Here is what they tell us. Consider the following example (p.3):
A 10-meter-long research submersible with several people on board has lost contact with its surface support vessel. The submersible has a rescue hatch exactly halfway along its length, to which the support vessel will drop a rescue line. Because the rescuers only get one rescue attempt, it is crucial that when the line is dropped to the craft in the deep water that the line be as close as possible to this hatch. The researchers on the support vessel do not know where the submersible is, but they do know that it forms distinctive bubbles. These bubbles could form anywhere along the craft’s length, independently, with equal probability, and float to the surface where they can be seen by the support vessel. The situation is shown in Figure 2A. The rescue hatch is the unknown location $\theta$, and the bubbles can rise anywhere from $\theta−5$ meters (the bow of the submersible) to $\theta$+5 meters (the stern of the submersible). The rescuers want to use these bubbles to learn where the hatch is located
Here is their Figure 2A:
The unconfident frequentist¶
The authors then claim that frequentist ($P_F$) assumes that the bubbles are generated by the normal distribution with unknown variance ($M_1$). The frequentist then computes the following confidence interval $\mathrm{CI}=m \pm t_{\alpha/2}s/\sqrt N$ where $m$ is the mean and $s$ is the standard deviation and N is the sample size. For two observations $x_1, x_2$ and $\alpha=0.5$ we get $m=(x_1+x_2)/2$ and $s=|x_1-x_2|/\sqrt{2}$ and
$$CI=m \pm \frac{|x_1-x_2|}{2}$$This result is shown in the figure in the second row from bottom. Following issues arise. When the two bubbles are near one another (left panel) the CI falsely claims high precision. In this situation, we can't say where the hatch is. The two bubbles could come from the bow or from the stern, but we don't know. When the two bubbles are far apart (right panel), one of them is at the bow and the other is at the stern. We then know with high precision that the hatch could be only located halfway between them. In this case instead CI incorrectly shows low precision.
The credible bayesian¶
Next, the authors demonstrate how bayesian ($P_B$) obtains plausible precision interval. Bayesian estimates
$$p(\theta|x) \propto p(x|\theta)p(\theta)$$Assume $p(\theta) \propto 1$. The observations are generated from the uniform distribution (not normal! hence $M_2$)
$$p(x|\theta)= \prod_i [x_i \lt \theta+5][x_i \gt \theta-5]/10$$($[\cdot ]$ is the Iverson Bracket)
As a result
$$p(\theta|x) \propto [\max(x_1,x_2)-5 \lt \theta][\min(x_1,x_2)+5 \gt \theta]$$The posterior of $\theta$ is unifom distribution with mean $m=(x_1+x_2)/2$ and range of $|x_1-x_2|-10$. Then the 50 % interval for $\theta$ (a.k.a. credible interval) is $m \pm (|x_1-x_2|-10)/2$. In the figure, the posterior is shown in the first row and the 50 % credible interval is in the second row. The width of credible interval corresponds to our intuitions.
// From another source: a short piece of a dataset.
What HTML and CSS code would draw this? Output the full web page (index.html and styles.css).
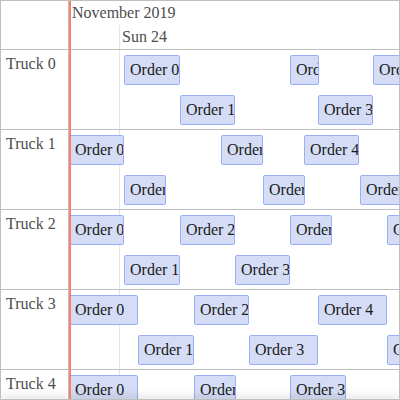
FILE: index.html
```html
<!DOCTYPE html>
<html>
<head>
<meta charset="utf-8">
<link rel="stylesheet" href="styles.css">
</head>
<body>
<div class="timeline">
  <div class="left">
    <div class="corner"></div>
    <div class="label">Truck 0</div>
    <div class="label">Truck 1</div>
    <div class="label">Truck 2</div>
    <div class="label">Truck 3</div>
    <div class="label">Truck 4</div>
    <div class="shadow"></div>
  </div>
  <div class="center">
    <div class="grid-minor"></div>
    <div class="axis">
      <div class="major">November 2019</div>
      <div class="minor">Sun 24</div>
    </div>
    <div class="row">
      <div class="item l1" style="left:55px;width:56px">Order 0</div>
      <div class="item l2" style="left:111px;width:55px">Order 1</div>
      <div class="item l1" style="left:221px;width:29px">Order 2</div>
      <div class="item l2" style="left:249px;width:55px">Order 3</div>
      <div class="item l1" style="left:304px;width:60px">Order 4</div>
    </div>
    <div class="row">
      <div class="item l1" style="left:0px;width:55px">Order 0</div>
      <div class="item l2" style="left:55px;width:42px">Order 1</div>
      <div class="item l1" style="left:152px;width:42px">Order 2</div>
      <div class="item l2" style="left:194px;width:42px">Order 3</div>
      <div class="item l1" style="left:235px;width:55px">Order 4</div>
      <div class="item l2" style="left:291px;width:60px">Order 5</div>
    </div>
    <div class="row">
      <div class="item l1" style="left:0px;width:55px">Order 0</div>
      <div class="item l2" style="left:55px;width:56px">Order 1</div>
      <div class="item l1" style="left:111px;width:55px">Order 2</div>
      <div class="item l2" style="left:166px;width:55px">Order 3</div>
      <div class="item l1" style="left:221px;width:42px">Order 4</div>
      <div class="item l1" style="left:318px;width:60px">Order 5</div>
    </div>
    <div class="row">
      <div class="item l1" style="left:0px;width:69px">Order 0</div>
      <div class="item l2" style="left:69px;width:56px">Order 1</div>
      <div class="item l1" style="left:125px;width:55px">Order 2</div>
      <div class="item l2" style="left:180px;width:69px">Order 3</div>
      <div class="item l1" style="left:249px;width:69px">Order 4</div>
      <div class="item l2" style="left:318px;width:60px">Order 5</div>
    </div>
    <div class="row">
      <div class="item l1" style="left:0px;width:69px">Order 0</div>
      <div class="item l2" style="left:69px;width:55px">Order 1</div>
      <div class="item l1" style="left:125px;width:42px">Order 2</div>
      <div class="item l1" style="left:221px;width:56px">Order 3</div>
    </div>
    <div class="now"></div>
    <div class="shadow"></div>
  </div>
</div>
</body>
</html>
```

FILE: styles.css
```css
* {
  box-sizing: border-box;
}

body {
  margin: 0;
  font-family: "Liberation Serif", serif;
  font-size: 16px;
}

.timeline {
  width: 400px;
  height: 400px;
  border: 1px solid #bfbfbf;
  display: flex;
  overflow: hidden;
}

.left {
  flex: none;
  width: 68px;
  border-right: 1px solid #bfbfbf;
  position: relative;
  overflow: hidden;
}

.corner {
  height: 49px;
  border-bottom: 1px solid #bfbfbf;
}

.label {
  height: 80px;
  border-bottom: 1px solid #bfbfbf;
  padding: 5px;
  color: #4d4d4d;
  white-space: nowrap;
}

.center {
  flex: 1;
  position: relative;
  overflow: hidden;
}

.grid-minor {
  position: absolute;
  left: 50px;
  top: 24px;
  bottom: 0;
  width: 1px;
  background: #e5e5e5;
}

.axis {
  position: relative;
  height: 49px;
  border-bottom: 1px solid #bfbfbf;
  color: #4d4d4d;
}

.major {
  height: 24px;
  padding: 3px;
  white-space: nowrap;
}

.minor {
  position: absolute;
  left: 50px;
  top: 24px;
  padding: 3px;
  white-space: nowrap;
}

.row {
  position: relative;
  height: 80px;
  border-bottom: 1px solid #bfbfbf;
}

.item {
  position: absolute;
  height: 30px;
  padding: 5px;
  background: #d5ddf6;
  border: 1px solid #97b0f8;
  border-radius: 2px;
  color: #1a1a1a;
  white-space: nowrap;
  overflow: hidden;
}

.l1 {
  top: 5px;
}

.l2 {
  top: 45px;
}

.now {
  position: absolute;
  left: 0;
  top: 0;
  bottom: 0;
  width: 2px;
  background: #ff7f6e;
  z-index: 2;
}

.shadow {
  position: absolute;
  left: 0;
  right: 0;
  bottom: -1px;
  height: 1px;
  box-shadow: 0 0 10px rgba(0, 0, 0, 0.8);
  z-index: 3;
}
```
Rouder et al. argue that confidence intervals should be discarded and we should use credible interval instead.
The incredible bayesian¶
Now here is how the show is performed at Café Fischer. A good Bayesian ($P_B$) really shouldn't choose uniform distribution as a prior as we did above. It is highly unlikely that the lost submersible has been carried 1000 miles away from point of initial submersion point $\theta_0$. Therefore a gaussian prior parametrized by mean $\theta_0$ and standard deviation $\sigma_0$ is a much better choice. Then we choose the likelihood to be a conjugate distribution to the prior as is common in bayesian inference. This means that $p(x|\theta)$ is gaussian ($M_1$), i.e. $x_i \sim \mathcal{N}(\theta,\sigma)$. Next, we add a scaled inverse $\chi$ prior for $\sigma$ and marginalize over it. The posterior is a student's $t$ distribution. Discarding the negligible influence of the prior we obtain a 50% credible interval for $\theta$ that is identical to the CI of the unconfident frequentist.
The confident frequentist¶
The stage is set for the confident frequentist ($P_F$) to save the crew in the submersible from drowning. He assumes uniform sampling distribution ($M_2$) and derives the corresponding likelihood function. $$\mathcal{L}(\theta; x_1,x_2)= \prod_i [x_i \lt \theta+5][x_i \gt \theta-5]/10$$ Next, he derives the ML estimate $\hat \theta = (x_1+x_2)/2$
We look up the definition of confidence interval in Wasserman (2004) in Section 6.3.2.:
A $1 − \alpha$ confidence interval for a parameter $\theta$ is an interval $C_n = (a, b)$ where $a = a(X1 , \dots , X_n )$ and $b = b(X1 , \dots , X_n )$ are functions of the data such that
$P_\theta(\theta \in C_n) \geq 1-\alpha $ for all $\theta \in \Theta$.
In our case the 50 % CI is obtained by solving for $y$ in
$$P_\theta(y>\theta - \hat \theta> -y)\geq 0.5$$where $\theta \sim \mathcal{U}(\max(x_1,x_2)-5,\min(x_1,x_2)+5)$.
This gives us the familiar CI $\hat \theta \pm y$ where $y= (|x_1-x_2|-10)/2$.
Conclusion¶
Above we saw all four procedures and method pairs in action $(P_F,M_1),(P_B,M_2),(P_F,M_2),(P_B,M_1)$. Clearly, whether a procedure fails depends exclusively on the model it assumes. In general, we should pay more attention to the choice of the appropriate model rather than the choice between bayesian and frequentist methods.
As for the statistician's stage magic, this can be useful tool for illustrating common confusions to students. The real danger then comes from people who managed to fool themself with their own stage tricks.